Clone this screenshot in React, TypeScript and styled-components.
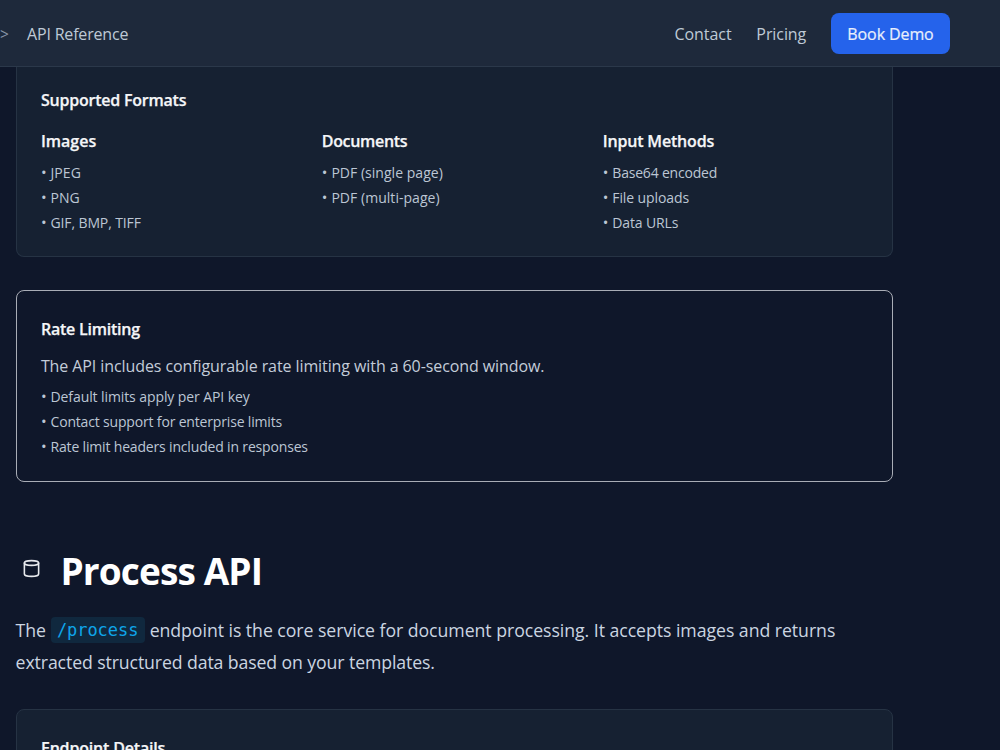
import styled, { createGlobalStyle } from "styled-components";

const Global = createGlobalStyle`
  * { box-sizing: border-box; margin: 0; padding: 0; }
  body { background: #0f172a; overflow: hidden; font-family: "Open Sans", "Noto Sans", sans-serif; }
`;
const Page = styled.div`display: flex; flex-direction: column; height: 750px; overflow: hidden; background: #0f172a;`;
const Header = styled.header`
  display: flex; align-items: center; flex: none; height: 67px; padding-right: 50px;
  background: #1e293b; border-bottom: 1px solid #2b384a; color: #bfc9d6; font-size: 16px; line-height: 24px;
`;
const Crumb = styled.span`width: 27px; padding-top: 2px; color: #8793a6; font-size: 15.5px;`;
const Label = styled.span<{ $ls?: number; $drop?: number }>`
  padding-top: ${p => p.$drop ?? 0}px; letter-spacing: ${p => p.$ls ?? 0}px; white-space: nowrap;
`;
const Nav = styled.nav`display: flex; align-items: center; margin-left: auto;`;
const NavLink = styled.a<{ $ls: number }>`padding-top: 2px; letter-spacing: ${p => p.$ls}px; margin-right: 24.8px;`;
const Demo = styled.button`
  width: 119px; height: 41px; padding-top: 1px; border: 0; border-radius: 8px; background: #2563eb; color: #e9effc;
  font: 500 16px "Open Sans", sans-serif; letter-spacing: -0.1px; text-align: center; -webkit-text-stroke: 0.2px #e9effc;
`;
const Main = styled.main`display: flex; flex-direction: column; flex: 1; min-height: 0; width: 892.6px; padding-left: 15.6px;`;
const Card = styled.section<{ $h: number; $kind?: "top" | "outline" }>`
  flex: none; height: ${p => p.$h}px; padding: ${p => (p.$kind === "top" ? 21 : 26)}px 24px 0 24.3px;
  border: 1px solid ${p => (p.$kind === "outline" ? "#a9adb6" : "#263344")};
  background: ${p => (p.$kind === "outline" ? "transparent" : "#162132")};
  border-radius: ${p => (p.$kind === "top" ? "0 0 8px 8px" : "8px")};
  margin-top: ${p => (p.$kind === "outline" ? 33 : 0)}px;
  ${p => p.$kind === "top" && "border-top: 0;"}
`;
const Heading = styled.h4<{ $ls: number; $gap?: number }>`
  color: #f5f6f8; font-size: 16px; font-weight: 600; line-height: 25px; letter-spacing: ${p => p.$ls}px;
  margin-bottom: ${p => p.$gap ?? 0}px; white-space: nowrap; -webkit-text-stroke: 0.25px #f5f6f8;
`;
const Columns = styled.div`display: grid; grid-template-columns: repeat(3, 1fr); column-gap: 16px;`;
const List = styled.ul`list-style: none; color: #bcc6d4; font-size: 14px; line-height: 25px;`;
const Item = styled.li<{ $ls: number }>`display: flex; letter-spacing: ${p => p.$ls}px; white-space: nowrap;`;
const Dot = styled.span`width: 9.6px; font-size: 15px; letter-spacing: 0;`;
const Note = styled.p`color: #c3ccd9; font-size: 16px; line-height: 25px; letter-spacing: -0.09px; margin-bottom: 5px;`;
const TitleRow = styled.div`display: flex; align-items: center; flex: none; height: 46px; margin-top: 67px; padding-left: 6.4px;`;
const Cylinder = styled.svg`display: block; width: 19px; height: 19px; margin: -7px 19.5px 0 0;`;
const Title = styled.h2`margin-top: -3px; color: #fff; font-size: 37px; font-weight: 700; line-height: 46px; letter-spacing: -0.88px;`;
const Lead = styled.div`flex: none; margin: 19px 0 31px; color: #cbd5e1; font-size: 17.7px; line-height: 32px;`;
const Line = styled.div`display: flex; height: 32px; white-space: nowrap;`;
const Code = styled.code`
  height: 26px; width: 94px; margin: 3px 5px 0 4.8px; border-radius: 4px; background: #10283e; color: #0ea5e9;
  font: 17px/27px "DejaVu Sans Mono", monospace; letter-spacing: -0.05px; text-align: center;
`;

type Entry = [string, number];
const formats: { title: Entry; items: Entry[] }[] = [
  { title: ["Images", 0], items: [["JPEG", 0.1], ["PNG", 0.05], ["GIF, BMP, TIFF", -0.12]] },
  { title: ["Documents", -0.33], items: [["PDF (single page)", 0.03], ["PDF (multi-page)", 0.04]] },
  { title: ["Input Methods", -0.17], items: [["Base64 encoded", -0.2], ["File uploads", -0.1], ["Data URLs", -0.13]] },
];
const limits: Entry[] = [
  ["Default limits apply per API key", -0.09],
  ["Contact support for enterprise limits", -0.17],
  ["Rate limit headers included in responses", -0.17],
];
const Bullets = ({ items }: { items: Entry[] }) => (
  <List>{items.map(([text, ls]) => <Item key={text} $ls={ls}><Dot>•</Dot>{text}</Item>)}</List>
);

export default function App() {
  return (
    <Page>
      <Global />
      <Header>
        <Crumb>&gt;</Crumb>
        <Label $ls={-0.18} $drop={2}>API Reference</Label>
        <Nav>
          <NavLink $ls={-0.05}>Contact</NavLink>
          <NavLink $ls={-0.08}>Pricing</NavLink>
          <Demo>Book Demo</Demo>
        </Nav>
      </Header>
      <Main>
        <Card $h={190} $kind="top">
          <Heading $ls={-0.22} $gap={16}>Supported Formats</Heading>
          <Columns>
            {formats.map(f => (
              <div key={f.title[0]}>
                <Heading $ls={f.title[1]} $gap={6}>{f.title[0]}</Heading>
                <Bullets items={f.items} />
              </div>
            ))}
          </Columns>
        </Card>
        <Card $h={192} $kind="outline">
          <Heading $ls={-0.22} $gap={12}>Rate Limiting</Heading>
          <Note>The API includes configurable rate limiting with a 60-second window.</Note>
          <Bullets items={limits} />
        </Card>
        <TitleRow>
          <Cylinder viewBox="0 0 24 24" fill="none" stroke="#e8eaee" strokeWidth="2" strokeLinecap="round" strokeLinejoin="round">
            <ellipse cx="12" cy="5" rx="9" ry="3" />
            <path d="M3 5v14a9 3 0 0 0 18 0V5" />
          </Cylinder>
          <Title>Process API</Title>
        </TitleRow>
        <Lead>
          <Line>
            <Label $ls={-0.1}>The</Label>
            <Code>/process</Code>
            <Label $ls={-0.045}>endpoint is the core service for document processing. It accepts images and returns</Label>
          </Line>
          <Line><Label $ls={-0.11}>extracted structured data based on your templates.</Label></Line>
        </Lead>
        <Card $h={192}>
          <Heading $ls={-0.18}>Endpoint Details</Heading>
        </Card>
      </Main>
    </Page>
  );
}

::::

## What the exercise asks
Copy the listing in full and without alteration, omitting every picture.

## The answer
Clone this screenshot in React, TypeScript and styled-components.
import styled, { createGlobalStyle } from "styled-components";

const Global = createGlobalStyle`
  * { box-sizing: border-box; margin: 0; padding: 0; }
  body { background: #0f172a; overflow: hidden; font-family: "Open Sans", "Noto Sans", sans-serif; }
`;
const Page = styled.div`display: flex; flex-direction: column; height: 750px; overflow: hidden; background: #0f172a;`;
const Header = styled.header`
  display: flex; align-items: center; flex: none; height: 67px; padding-right: 50px;
  background: #1e293b; border-bottom: 1px solid #2b384a; color: #bfc9d6; font-size: 16px; line-height: 24px;
`;
const Crumb = styled.span`width: 27px; padding-top: 2px; color: #8793a6; font-size: 15.5px;`;
const Label = styled.span<{ $ls?: number; $drop?: number }>`
  padding-top: ${p => p.$drop ?? 0}px; letter-spacing: ${p => p.$ls ?? 0}px; white-space: nowrap;
`;
const Nav = styled.nav`display: flex; align-items: center; margin-left: auto;`;
const NavLink = styled.a<{ $ls: number }>`padding-top: 2px; letter-spacing: ${p => p.$ls}px; margin-right: 24.8px;`;
const Demo = styled.button`
  width: 119px; height: 41px; padding-top: 1px; border: 0; border-radius: 8px; background: #2563eb; color: #e9effc;
  font: 500 16px "Open Sans", sans-serif; letter-spacing: -0.1px; text-align: center; -webkit-text-stroke: 0.2px #e9effc;
`;
const Main = styled.main`display: flex; flex-direction: column; flex: 1; min-height: 0; width: 892.6px; padding-left: 15.6px;`;
const Card = styled.section<{ $h: number; $kind?: "top" | "outline" }>`
  flex: none; height: ${p => p.$h}px; padding: ${p => (p.$kind === "top" ? 21 : 26)}px 24px 0 24.3px;
  border: 1px solid ${p => (p.$kind === "outline" ? "#a9adb6" : "#263344")};
  background: ${p => (p.$kind === "outline" ? "transparent" : "#162132")};
  border-radius: ${p => (p.$kind === "top" ? "0 0 8px 8px" : "8px")};
  margin-top: ${p => (p.$kind === "outline" ? 33 : 0)}px;
  ${p => p.$kind === "top" && "border-top: 0;"}
`;
const Heading = styled.h4<{ $ls: number; $gap?: number }>`
  color: #f5f6f8; font-size: 16px; font-weight: 600; line-height: 25px; letter-spacing: ${p => p.$ls}px;
  margin-bottom: ${p => p.$gap ?? 0}px; white-space: nowrap; -webkit-text-stroke: 0.25px #f5f6f8;
`;
const Columns = styled.div`display: grid; grid-template-columns: repeat(3, 1fr); column-gap: 16px;`;
const List = styled.ul`list-style: none; color: #bcc6d4; font-size: 14px; line-height: 25px;`;
const Item = styled.li<{ $ls: number }>`display: flex; letter-spacing: ${p => p.$ls}px; white-space: nowrap;`;
const Dot = styled.span`width: 9.6px; font-size: 15px; letter-spacing: 0;`;
const Note = styled.p`color: #c3ccd9; font-size: 16px; line-height: 25px; letter-spacing: -0.09px; margin-bottom: 5px;`;
const TitleRow = styled.div`display: flex; align-items: center; flex: none; height: 46px; margin-top: 67px; padding-left: 6.4px;`;
const Cylinder = styled.svg`display: block; width: 19px; height: 19px; margin: -7px 19.5px 0 0;`;
const Title = styled.h2`margin-top: -3px; color: #fff; font-size: 37px; font-weight: 700; line-height: 46px; letter-spacing: -0.88px;`;
const Lead = styled.div`flex: none; margin: 19px 0 31px; color: #cbd5e1; font-size: 17.7px; line-height: 32px;`;
const Line = styled.div`display: flex; height: 32px; white-space: nowrap;`;
const Code = styled.code`
  height: 26px; width: 94px; margin: 3px 5px 0 4.8px; border-radius: 4px; background: #10283e; color: #0ea5e9;
  font: 17px/27px "DejaVu Sans Mono", monospace; letter-spacing: -0.05px; text-align: center;
`;

type Entry = [string, number];
const formats: { title: Entry; items: Entry[] }[] = [
  { title: ["Images", 0], items: [["JPEG", 0.1], ["PNG", 0.05], ["GIF, BMP, TIFF", -0.12]] },
  { title: ["Documents", -0.33], items: [["PDF (single page)", 0.03], ["PDF (multi-page)", 0.04]] },
  { title: ["Input Methods", -0.17], items: [["Base64 encoded", -0.2], ["File uploads", -0.1], ["Data URLs", -0.13]] },
];
const limits: Entry[] = [
  ["Default limits apply per API key", -0.09],
  ["Contact support for enterprise limits", -0.17],
  ["Rate limit headers included in responses", -0.17],
];
const Bullets = ({ items }: { items: Entry[] }) => (
  <List>{items.map(([text, ls]) => <Item key={text} $ls={ls}><Dot>•</Dot>{text}</Item>)}</List>
);

export default function App() {
  return (
    <Page>
      <Global />
      <Header>
        <Crumb>&gt;</Crumb>
        <Label $ls={-0.18} $drop={2}>API Reference</Label>
        <Nav>
          <NavLink $ls={-0.05}>Contact</NavLink>
          <NavLink $ls={-0.08}>Pricing</NavLink>
          <Demo>Book Demo</Demo>
        </Nav>
      </Header>
      <Main>
        <Card $h={190} $kind="top">
          <Heading $ls={-0.22} $gap={16}>Supported Formats</Heading>
          <Columns>
            {formats.map(f => (
              <div key={f.title[0]}>
                <Heading $ls={f.title[1]} $gap={6}>{f.title[0]}</Heading>
                <Bullets items={f.items} />
              </div>
            ))}
          </Columns>
        </Card>
        <Card $h={192} $kind="outline">
          <Heading $ls={-0.22} $gap={12}>Rate Limiting</Heading>
          <Note>The API includes configurable rate limiting with a 60-second window.</Note>
          <Bullets items={limits} />
        </Card>
        <TitleRow>
          <Cylinder viewBox="0 0 24 24" fill="none" stroke="#e8eaee" strokeWidth="2" strokeLinecap="round" strokeLinejoin="round">
            <ellipse cx="12" cy="5" rx="9" ry="3" />
            <path d="M3 5v14a9 3 0 0 0 18 0V5" />
          </Cylinder>
          <Title>Process API</Title>
        </TitleRow>
        <Lead>
          <Line>
            <Label $ls={-0.1}>The</Label>
            <Code>/process</Code>
            <Label $ls={-0.045}>endpoint is the core service for document processing. It accepts images and returns</Label>
          </Line>
          <Line><Label $ls={-0.11}>extracted structured data based on your templates.</Label></Line>
        </Lead>
        <Card $h={192}>
          <Heading $ls={-0.18}>Endpoint Details</Heading>
        </Card>
      </Main>
    </Page>
  );
}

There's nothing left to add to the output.